Given exercise -
An exact copy of all the data is required, with pictures left out.
## BEGIN
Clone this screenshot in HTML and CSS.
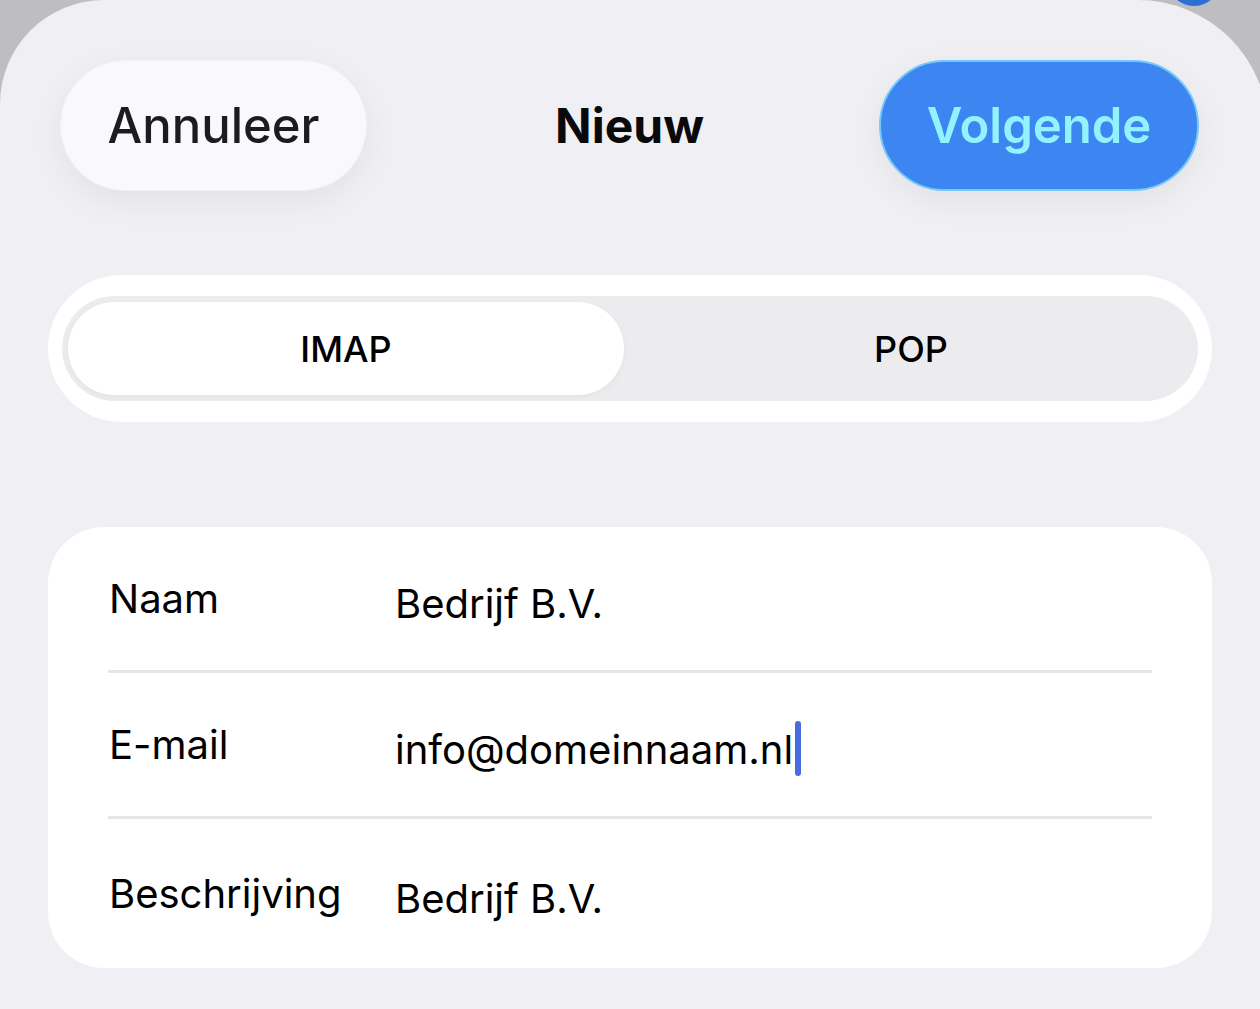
FILE: index.html
```html
<!DOCTYPE html>
<html lang="nl">
<head>
<meta charset="utf-8">
<title>Nieuw account</title>
<link rel="stylesheet" href="styles.css">
</head>
<body>
<div class="backdrop-dot"></div>
<div class="sheet">
  <header class="nav">
    <button class="btn btn-cancel">Annuleer</button>
    <h1 class="title">Nieuw</h1>
    <button class="btn btn-next">Volgende</button>
  </header>

  <div class="segment">
    <div class="segment-track">
      <div class="seg seg-active">IMAP</div>
      <div class="seg">POP</div>
    </div>
  </div>

  <div class="card">
    <div class="row">
      <span class="label">Naam</span>
      <span class="value">Bedrijf B.V.</span>
    </div>
    <div class="row">
      <span class="label">E-mail</span>
      <span class="value">info@domeinnaam.nl<span class="caret"></span></span>
    </div>
    <div class="row">
      <span class="label">Beschrijving</span>
      <span class="value">Bedrijf B.V.</span>
    </div>
  </div>
</div>
</body>
</html>
```

FILE: styles.css
```css
html, body {
  margin: 0;
  padding: 0;
}

body {
  width: 1260px;
  height: 1009px;
  overflow: hidden;
  background: #bdbdc2;
  font-family: Inter, "Liberation Sans", sans-serif;
  color: #000;
  position: relative;
}

.backdrop-dot {
  position: absolute;
  left: 1166px;
  top: -54px;
  width: 56px;
  height: 60px;
  border-radius: 50%;
  background: #2e6fd4;
}

.sheet {
  position: relative;
  box-sizing: border-box;
  width: 1268px;
  height: 1009px;
  background: #efeff4;
  border-radius: 104px 130px 0 0;
  padding: 60px 56px 0 48px;
}

.nav {
  display: grid;
  grid-template-columns: 1fr auto 1fr;
  align-items: center;
  padding: 0 13px 0 12px;
  height: 131px;
}

.btn {
  height: 131px;
  border-radius: 66px;
  font-family: inherit;
  font-size: 49px;
  box-sizing: border-box;
  cursor: pointer;
}

.btn-cancel {
  justify-self: start;
  width: 307px;
  background: #f9f9fc;
  border: 1px solid #f4f4f8;
  color: #1c1c1e;
  font-weight: 450;
  box-shadow: 0 10px 34px rgba(0, 0, 0, 0.06);
}

.btn-next {
  justify-self: end;
  width: 320px;
  background: #3d86f2;
  border: 2px solid #72c9fb;
  color: #92f3ff;
  font-weight: 600;
  box-shadow: 0 10px 34px rgba(0, 0, 0, 0.06);
}

.title {
  margin: 0;
  font-size: 48px;
  font-weight: 700;
  color: #0a0a0c;
}

.segment {
  margin-top: 84px;
  background: #ffffff;
  border-radius: 74px;
  height: 147px;
  box-sizing: border-box;
  padding: 21px 14px;
}

.segment-track {
  height: 105px;
  box-sizing: border-box;
  background: #ececee;
  border-radius: 53px;
  padding: 6px;
  display: grid;
  grid-template-columns: 1fr 1fr;
}

.seg {
  display: flex;
  align-items: center;
  justify-content: center;
  font-size: 36px;
  font-weight: 500;
  border-radius: 47px;
}

.seg-active {
  background: #ffffff;
  margin-right: 6px;
  box-shadow: 0 2px 6px rgba(0, 0, 0, 0.04);
}

.card {
  margin-top: 105px;
  background: #ffffff;
  border-radius: 56px;
  height: 441px;
  padding: 0 60px 0 60px;
  box-sizing: border-box;
  display: flex;
  flex-direction: column;
}

.row {
  height: 146px;
  display: flex;
  align-items: center;
  border-bottom: 3px solid #e6e6e9;
  box-sizing: border-box;
  padding-left: 1px;
}

.row:last-child {
  border-bottom: none;
  flex: 1;
}

.label {
  width: 286px;
  flex: none;
  font-size: 40px;
  margin-top: 0;
}

.value {
  font-size: 40px;
  display: inline-flex;
  align-items: center;
  margin-top: 9px;
}

.caret {
  display: inline-block;
  width: 6px;
  height: 55px;
  border-radius: 3px;
  background: #4a6ae0;
  margin-left: 2px;
  margin-top: -2px;
}
```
## END
Reply -
Clone this screenshot in HTML and CSS.
FILE: index.html
```html
<!DOCTYPE html>
<html lang="nl">
<head>
<meta charset="utf-8">
<title>Nieuw account</title>
<link rel="stylesheet" href="styles.css">
</head>
<body>
<div class="backdrop-dot"></div>
<div class="sheet">
  <header class="nav">
    <button class="btn btn-cancel">Annuleer</button>
    <h1 class="title">Nieuw</h1>
    <button class="btn btn-next">Volgende</button>
  </header>

  <div class="segment">
    <div class="segment-track">
      <div class="seg seg-active">IMAP</div>
      <div class="seg">POP</div>
    </div>
  </div>

  <div class="card">
    <div class="row">
      <span class="label">Naam</span>
      <span class="value">Bedrijf B.V.</span>
    </div>
    <div class="row">
      <span class="label">E-mail</span>
      <span class="value">info@domeinnaam.nl<span class="caret"></span></span>
    </div>
    <div class="row">
      <span class="label">Beschrijving</span>
      <span class="value">Bedrijf B.V.</span>
    </div>
  </div>
</div>
</body>
</html>
```

FILE: styles.css
```css
html, body {
  margin: 0;
  padding: 0;
}

body {
  width: 1260px;
  height: 1009px;
  overflow: hidden;
  background: #bdbdc2;
  font-family: Inter, "Liberation Sans", sans-serif;
  color: #000;
  position: relative;
}

.backdrop-dot {
  position: absolute;
  left: 1166px;
  top: -54px;
  width: 56px;
  height: 60px;
  border-radius: 50%;
  background: #2e6fd4;
}

.sheet {
  position: relative;
  box-sizing: border-box;
  width: 1268px;
  height: 1009px;
  background: #efeff4;
  border-radius: 104px 130px 0 0;
  padding: 60px 56px 0 48px;
}

.nav {
  display: grid;
  grid-template-columns: 1fr auto 1fr;
  align-items: center;
  padding: 0 13px 0 12px;
  height: 131px;
}

.btn {
  height: 131px;
  border-radius: 66px;
  font-family: inherit;
  font-size: 49px;
  box-sizing: border-box;
  cursor: pointer;
}

.btn-cancel {
  justify-self: start;
  width: 307px;
  background: #f9f9fc;
  border: 1px solid #f4f4f8;
  color: #1c1c1e;
  font-weight: 450;
  box-shadow: 0 10px 34px rgba(0, 0, 0, 0.06);
}

.btn-next {
  justify-self: end;
  width: 320px;
  background: #3d86f2;
  border: 2px solid #72c9fb;
  color: #92f3ff;
  font-weight: 600;
  box-shadow: 0 10px 34px rgba(0, 0, 0, 0.06);
}

.title {
  margin: 0;
  font-size: 48px;
  font-weight: 700;
  color: #0a0a0c;
}

.segment {
  margin-top: 84px;
  background: #ffffff;
  border-radius: 74px;
  height: 147px;
  box-sizing: border-box;
  padding: 21px 14px;
}

.segment-track {
  height: 105px;
  box-sizing: border-box;
  background: #ececee;
  border-radius: 53px;
  padding: 6px;
  display: grid;
  grid-template-columns: 1fr 1fr;
}

.seg {
  display: flex;
  align-items: center;
  justify-content: center;
  font-size: 36px;
  font-weight: 500;
  border-radius: 47px;
}

.seg-active {
  background: #ffffff;
  margin-right: 6px;
  box-shadow: 0 2px 6px rgba(0, 0, 0, 0.04);
}

.card {
  margin-top: 105px;
  background: #ffffff;
  border-radius: 56px;
  height: 441px;
  padding: 0 60px 0 60px;
  box-sizing: border-box;
  display: flex;
  flex-direction: column;
}

.row {
  height: 146px;
  display: flex;
  align-items: center;
  border-bottom: 3px solid #e6e6e9;
  box-sizing: border-box;
  padding-left: 1px;
}

.row:last-child {
  border-bottom: none;
  flex: 1;
}

.label {
  width: 286px;
  flex: none;
  font-size: 40px;
  margin-top: 0;
}

.value {
  font-size: 40px;
  display: inline-flex;
  align-items: center;
  margin-top: 9px;
}

.caret {
  display: inline-block;
  width: 6px;
  height: 55px;
  border-radius: 3px;
  background: #4a6ae0;
  margin-left: 2px;
  margin-top: -2px;
}
```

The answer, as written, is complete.